A - Da nulidade da sentença
Para melhor esclarecimento acerca do conteúdo subjacente à pretensão dos AA., reproduzem-se as conclusões mais relevantes por estes tecidas neste contexto:
AM.-Assim e perante o exposto o Mmo. juiz a quo incorreu numa irregularidade processual que se impõe corrigir, pois que nesta matéria resulta manifesta a distorção da realidade factual e na aplicação do direito, traduzindo-se numa apreciação da questão em desconformidade com a realidade factual e jurídica, por ignorância ou falsa representação da mesma, devendo V. Exas corrigir esta OMISSAO DE PRONÚNCIA e promover o reconhecimento do enriquecimento sem causa da recorrida Banco 1..., S.A. e 1ª R. A..., padecendo a sentença nessa parte de nulidade nos termos em que o prevê o art.º 615.º, n.º 1 alíneas c) e d) do CPC;
Relativamente à redução da hipoteca consideram os apelantes (conclusão AZ): incorreu o Exmo. Senhor Juiz a quo em erro de julgamento, porquanto estabelece um silogismo judiciário irregular, que resulta numa distorção duma realidade factual, bem como, na própria aplicação, padecendo a decisão de nulidade, conforme o prevê o art.º 615.º, n.º 1 alínea c) do CPC;
BW.- Ora sobre o montante de valorização factualmente demonstrado amplamente nos autos, mediante o relatório pericial, que inquina o vertido na sentença que se recorre pelo menos na parte em que não admite a redução e cancelamento de hipoteca para a fração “B” padecendo a dita sentença por essa via de nulidade nos termos do art.º 615.º, n.º 1 alínea c) e n.º 4 do CPC, ao considerar por um lado, que estão preenchidos os pressupostos de funcionamento do art.º 720.º, n.ºs 1/2 alínea b) e n.º 3 do CC, ex vi 691.º, n.º1 alínea c) do CC, e se recorrer a uma interpretação restritiva que a lei não prevê, e que entra a em contradição insanável entre os factos dados por provados e não é relevante, quando o pressuposto essencial do pedido de redução de hipoteca formulado nos presentes autos está cumprido em contradição notória com o silogismo judiciário estabelecido;
CA.- Assim, qualquer decisão que não atenda aos quesitos supra melhor referenciados, isto é, que não permita a redução da hipoteca e consequente cancelamento da mesma sobre as frações A e B, padece de nulidade, nos termos e para os efeitos do 615.º, n.º 1 alínea c) e d) do CPC, por violação dos art.ºs 607.º, n.º4 e 5 e 605.º do CPC seja pelo erro de julgamento em que incorre o aqui julgador, seja pela ausência de fundamentação inerente e consequente omissão de pronúncia devida pelo enriquecimento sem causa, seja pela violação de regras de direito probatório material.

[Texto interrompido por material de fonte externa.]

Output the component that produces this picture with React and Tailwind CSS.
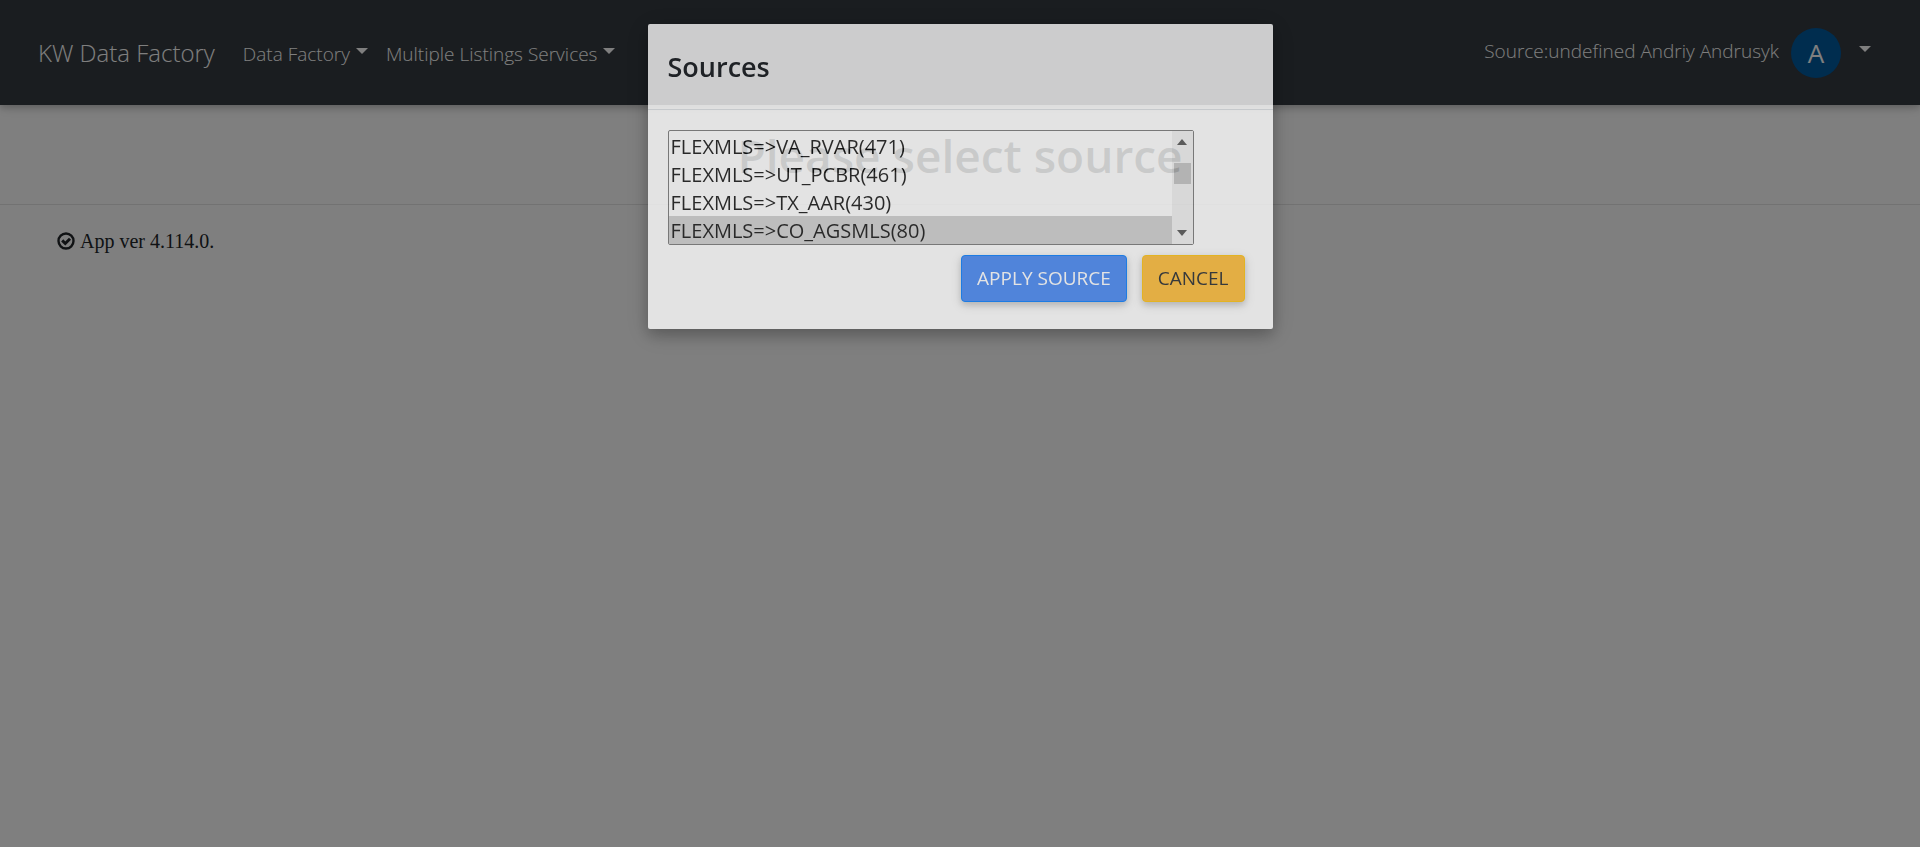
import React from "react";

const sources = [
  "FLEXMLS=>VA_RVAR(471)",
  "FLEXMLS=>UT_PCBR(461)",
  "FLEXMLS=>TX_AAR(430)",
  "FLEXMLS=>CO_AGSMLS(80)",
];

function Caret() {
  return (
    <span
      aria-hidden="true"
      className="inline-block h-0 w-0 border-x-6 border-t-6 border-x-transparent border-t-current"
    />
  );
}

function Navbar() {
  return (
    <header className="relative flex h-[105px] items-center bg-[#343a40] pr-[49px] pl-[38px] font-light text-white shadow-[0_3px_6px_rgba(0,0,0,0.16),0_3px_12px_rgba(0,0,0,0.12)]">
      <a href="#home" className="text-2xl leading-8">
        KW Data Factory
      </a>
      <nav className="ml-7 flex items-center gap-[18px] pt-0.5 text-[19px] leading-8">
        <button type="button" className="flex items-center gap-1.5">
          Data Factory
          <span className="flex pb-1.5"><Caret /></span>
        </button>
        <button type="button" className="flex items-center gap-1.5">
          Multiple Listings Services
          <span className="flex pb-1.5"><Caret /></span>
        </button>
      </nav>
      <button type="button" className="ml-auto flex items-center text-[19px] leading-7">
        <span className="pb-1">Source:undefined Andriy Andrusyk</span>
        <span className="ml-3 flex size-[50px] items-center justify-center rounded-full bg-[#005a9f] text-[26px] font-normal">
          A
        </span>
        <span className="ml-4.5 flex pb-2"><Caret /></span>
      </button>
    </header>
  );
}

function CheckCircle() {
  return (
    <svg viewBox="0 0 18 18" className="size-[18px]" fill="none" stroke="currentColor" aria-hidden="true">
      <circle cx="9" cy="9" r="7.5" strokeWidth="2.4" />
      <path d="M5.2 8.4 8.3 11.5 13 6.8" strokeWidth="3" />
    </svg>
  );
}

function SourceList() {
  return (
    <div className="flex w-[526px] max-w-full rounded-xs border border-[#767676] bg-white">
      <select
        size={4}
        aria-label="Sources"
        defaultValue={sources[3]}
        className="h-[113px] min-w-0 flex-1 appearance-none overflow-hidden bg-transparent pt-px text-xl leading-7 text-[#101010] outline-none"
      >
        {sources.map((s) => (
          <option
            key={s}
            value={s}
            className="h-7 px-0.5 pt-px pb-0 leading-7 checked:bg-[#cecece] checked:bg-linear-to-r checked:from-[#cecece] checked:to-[#cecece]"
          >
            {s}
          </option>
        ))}
      </select>
      <div aria-hidden="true" className="flex w-[21px] flex-col items-center bg-[#f1f1f1] py-2 text-[#505050]">
        <svg viewBox="0 0 10 6" className="h-1.5 w-2.5" fill="currentColor"><path d="M0 6 5 0l5 6z" /></svg>
        <div className="mt-[18px] h-[21px] w-[17px] bg-[#c1c1c1]" />
        <svg viewBox="0 0 10 6" className="mt-auto h-1.5 w-2.5" fill="currentColor"><path d="M0 0h10L5 6z" /></svg>
      </div>
    </div>
  );
}

function SourcesDialog() {
  return (
    <div className="fixed inset-0 flex items-start justify-center bg-black/50 pt-6">
      <section
        role="dialog"
        aria-modal="true"
        aria-labelledby="dialog-title"
        className="w-full max-w-[625px] rounded-xs bg-white opacity-[0.775] shadow-[0_6px_14px_rgba(0,0,0,0.25),0_5px_24px_rgba(0,0,0,0.22)]"
      >
        <div className="border-b border-[#dee2e6] px-5 pt-6 pb-6">
          <h4 id="dialog-title" className="text-[27px] leading-[37px] font-semibold text-[#212529]">
            Sources
          </h4>
        </div>
        <div className="px-5 pt-5 pb-[27px]">
          <SourceList />
          <div className="mt-2.5 flex justify-end gap-[15px] pr-2">
            <button
              type="button"
              className="h-[47px] rounded border border-[#007bff] bg-[#4285f4] px-[15px] text-[19px] text-white shadow-[0_3px_6px_rgba(0,0,0,0.16),0_3px_12px_rgba(0,0,0,0.12)]"
            >
              APPLY SOURCE
            </button>
            <button
              type="button"
              className="h-[47px] rounded border border-[#ffc107] bg-[#ffbb33] px-[15px] text-[19px] text-[#212529] shadow-[0_3px_6px_rgba(0,0,0,0.16),0_3px_12px_rgba(0,0,0,0.12)]"
            >
              CANCEL
            </button>
          </div>
        </div>
      </section>
    </div>
  );
}

export default function App() {
  return (
    <div className="min-h-screen bg-white font-['Open_Sans','Noto_Sans',sans-serif] text-[#212529]">
      <Navbar />
      <main>
        <h1 className="border-b border-black/10 pt-5 pb-[19px] text-center text-[46px] leading-[60px] font-semibold">
          Please select source
        </h1>
        <p className="flex items-center gap-[5px] px-[57px] pt-[22px] font-['Liberation_Serif',serif] text-xl leading-7">
          <CheckCircle />
          App ver 4.114.0.
        </p>
      </main>
      <SourcesDialog />
    </div>
  );
}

CO - Pressupostos esses que o Mmo. Juiz a quo não analisou, nem sequer atendeu aquando da análise da prova junta aos autos, impedindo os Recorrentes de sequer lograrem provar o seu pedido, e ao fazê-lo, incorreu no vício supra invocado, ferindo a decisão proferida nos presentes autos de nulidade, nos termos em que o art.º 615.º, n.º 1 alíneas c) e d) do CPC, por violação do art.º 607.º, n.º 4 e 5 e 608.º do CPC, arts720.º, n.º 2 alínea b) ex vi 691,º, n.1 alínea c), 9.º, n.º 2 e 473.º do CC.
CP - Omissões essas que por influírem no desfecho da presente lide e serem essenciais à descoberta da verdade inquinam todo o processado, nele se incluindo a sentença aqui em desiderato, que padece de nulidade, nos termos do preceituado no art.º 615.º, n.º 1 alíneas c) e d) do CPC, o que expressamente se requer que seja reconhecida.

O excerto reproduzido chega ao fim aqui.